We are heading into the holiday season. This is when about 80% of the year's charitable gifts are made here in the US.
So I'm going to stay focused on this. I will document what I learn as I experiment. And I will eventually create a fundraising handbook for other grass-roots donor-supported nonprofits based on what I learn.
This is a bit embarrassing, but our current donate page is down today because our authentication is still wonky.
We still welcome your monthly support of freeCodeCamp. Your $5 donations each month are what makes freeCodeCamp possible, and what gives us the stable budget to plan ahead.
But if you do have a some extra cash on hand for a one-time donation, it would be a huge help.
Here is my commitment to you:
freeCodeCamp will stay free.
freeCodeCamp will not run ads.
And when we ask you to donate, we will do so tastefully and honestly.

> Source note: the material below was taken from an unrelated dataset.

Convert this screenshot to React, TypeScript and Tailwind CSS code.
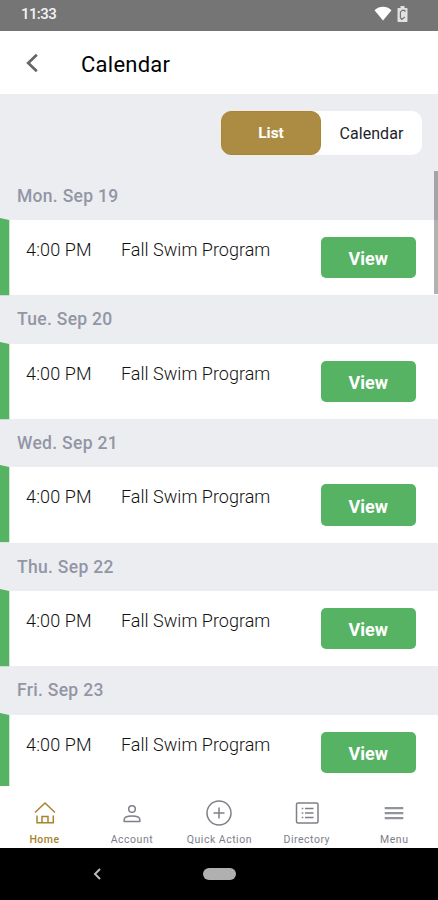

We won't use pathos, or make those "we're going bankrupt unless you donate right now" type claims that some other nonprofits resort to.
Because the reality is this: Even if freeCodeCamp completely ran out of money, we would still keep going.
Yes, we would have to lay everyone off, including myself. But I would go get some other job and pay for the servers myself.
Because freeCodeCamp is clearly something that the world needs.
I've poured 5 years of my life into this community. I've poured $150,000 of my personal savings from my teaching career into freeCodeCamp.
freeCodeCamp will never die.
It's just a question of how vibrantly freeCodeCamp can live.
Again, if you have some cash to spare, we are a highly efficient nonprofit, and we will put it to effective use. Donate here.
And thank you again for your patience with the outage on /learn.
Once we've fixed all this, I will let you all know, and I'll publish my 5th anniversary article that details all the big improvements we have for our 5th anniversary.